Tuning of magnetic properties and multiferroic nature: case study of cobalt-doped NdFeO3

Abstract

Nanocrystalline NdFe1-xCoxO3 (0 ≤ x ≤ 0.4) samples have been synthesized by a sol–gel auto-combustion route. Rietveld refinement of x-ray diffraction patterns of the samples confirms the single-phase orthorhombic structure with space group Pbnm- $${D}_{2h}^{16}$$ . Williamson–Hall analysis is carried out to evaluate the average crystallite size and lattice strain. Raman scattering spectra indicate compressive strain with blueshift in doped samples. The particles that appeared in FESEM micrographs are found to be approximately spherical in shape, and the average size lies in the range of 32–58 nm. Pore radius and surface area of the powders have been determined by BET method. The room-temperature magnetic studies reveal a strong antiferromagnetic behavior with weak ferromagnetism due to Dzyaloshinskii–Moriya (D–M) exchange interaction mechanism. Cobalt doping enhances the magnitude of magnetization in NdFeO3 sample. The maximum magnetization (Mmax) is achieved to be 1.209 emu/g for 10% cobalt-doped sample. The deconvolution of M–H loop in ferromagnetic and antiferromagnetic parts has been performed. Room-temperature polarization–electric field (P–E) loops at different applied electric fields suggest the typical ferroelectric nature of all the samples. Maximum polarization (Pm) is found to be 1.09 μC/cm2 for x = 0.2 sample at 50 kV field.
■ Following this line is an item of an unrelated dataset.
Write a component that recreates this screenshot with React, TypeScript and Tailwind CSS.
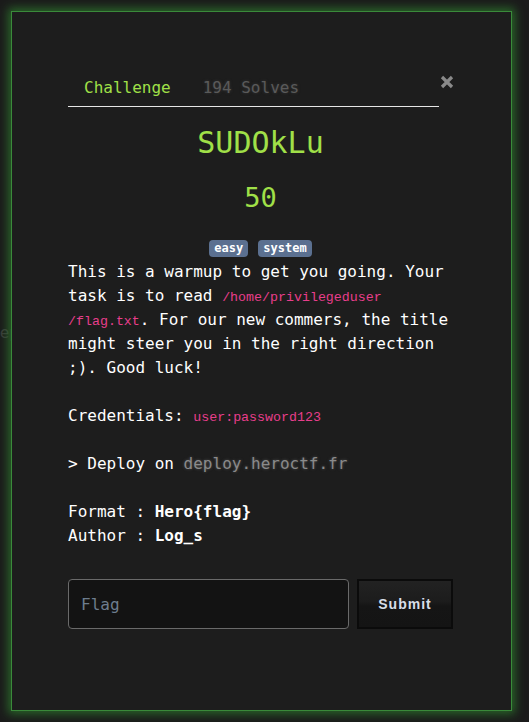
const mono = "font-['DejaVu_Sans_Mono',monospace]";

function Badge({ label }: { label: string }) {
  return (
    <span className="inline-block h-[17px] rounded-[4px] bg-[#5b7090] px-[5px] text-[12px] font-bold leading-[17px] text-white">
      {label}
    </span>
  );
}

function Code({ children }: { children: React.ReactNode }) {
  return <code className="text-[13.3px] leading-none text-[#e83e8c]">{children}</code>;
}

export default function App() {
  return (
    <div className={`relative min-h-[722px] overflow-hidden bg-[#1b1b1b] p-[11px] ${mono}`}>
      {/* page behind the modal */}
      <span className="absolute left-[-10px] top-[321px] text-[16px] text-[#3a3a3a]">Dep</span>

      <div className="relative z-10 h-[700px] w-[501px] border border-[#3a8a3a] bg-[#1d1d1d] pl-[56px] pt-[54px] shadow-[0_0_9px_3px_rgba(46,125,46,0.75)]">
        <button className="absolute left-[428px] top-[63px] flex h-[14px] w-[14px] items-center justify-center">
          <svg width="14" height="14" viewBox="0 0 14 14">
            <path d="M2 2 L12 12 M12 2 L2 12" stroke="#8a8a8a" strokeWidth="3.2" strokeLinecap="butt" />
          </svg>
        </button>

        <div className="w-[385px]">
          <div className="flex w-[371px] border-b border-[#e6e6e6] text-[16px] leading-6">
            <span className="px-4 pb-[6px] pt-[10px] text-[#a0e048]">Challenge</span>
            <span className="px-4 pb-[6px] pt-[10px] text-[#5a5a5a] [text-shadow:0_0_3px_#3a3a3a]">194 Solves</span>
          </div>

          <h1 className="mt-[18px] text-center text-[30px] leading-[36px] text-[#a0e048]">SUDOkLu</h1>
          <div className="mt-[19px] text-center text-[27px] leading-[36px] text-[#a0e048]">50</div>

          <div className="mt-[24px] flex justify-center gap-[10px]">
            <Badge label="easy" />
            <Badge label="system" />
          </div>

          <div className="mt-[3px] text-[16px] leading-6 text-white">
            <p>
              This is a warmup to get you going. Your task is to read <Code>/home/privilegeduser</Code>
              <br />
              <Code>/flag.txt</Code>. For our new commers, the title might steer you in the right direction ;). Good
              luck!
            </p>
            <p className="mt-6">
              Credentials: <Code>user:password123</Code>
            </p>
            <p className="mt-6">
              &gt; Deploy on <span className="text-[#8a8a8a] [text-shadow:0_0_3px_#555]">deploy.heroctf.fr</span>
            </p>
            <p className="mt-6">
              Format : <b>Hero{"{flag}"}</b>
              <br />
              Author : <b>Log_s</b>
            </p>
          </div>

          <form className="mt-[31px] flex gap-2" onSubmit={(e) => e.preventDefault()}>
            <input
              placeholder="Flag"
              className="h-[50px] w-[281px] rounded-[4px] border border-[#6a6a6a] bg-[#131313] px-3 text-[16px] text-white outline-none placeholder:text-[#6d7d8e]"
            />
            <button
              type="submit"
              className="h-[50px] w-[96px] border-2 border-[#0b0b0b] bg-[linear-gradient(#222_0%,#1c1c1c_45%,#151515_55%,#141414_100%)] font-['Liberation_Sans',Arial,sans-serif] text-[14px] font-bold tracking-[1px] text-[#d8dee8]"
            >
              Submit
            </button>
          </form>
        </div>
      </div>
    </div>
  );
}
Temperature-dependent P–E loops exhibit an increase in coercive field (Ec) and polarization (P) with the increase in temperature, and this behavior indicates the growth in energy barrier for domain reorientation. Pore radius, density, and particle size have been correlated with magnetic and electrical properties of the nanocrystalline samples.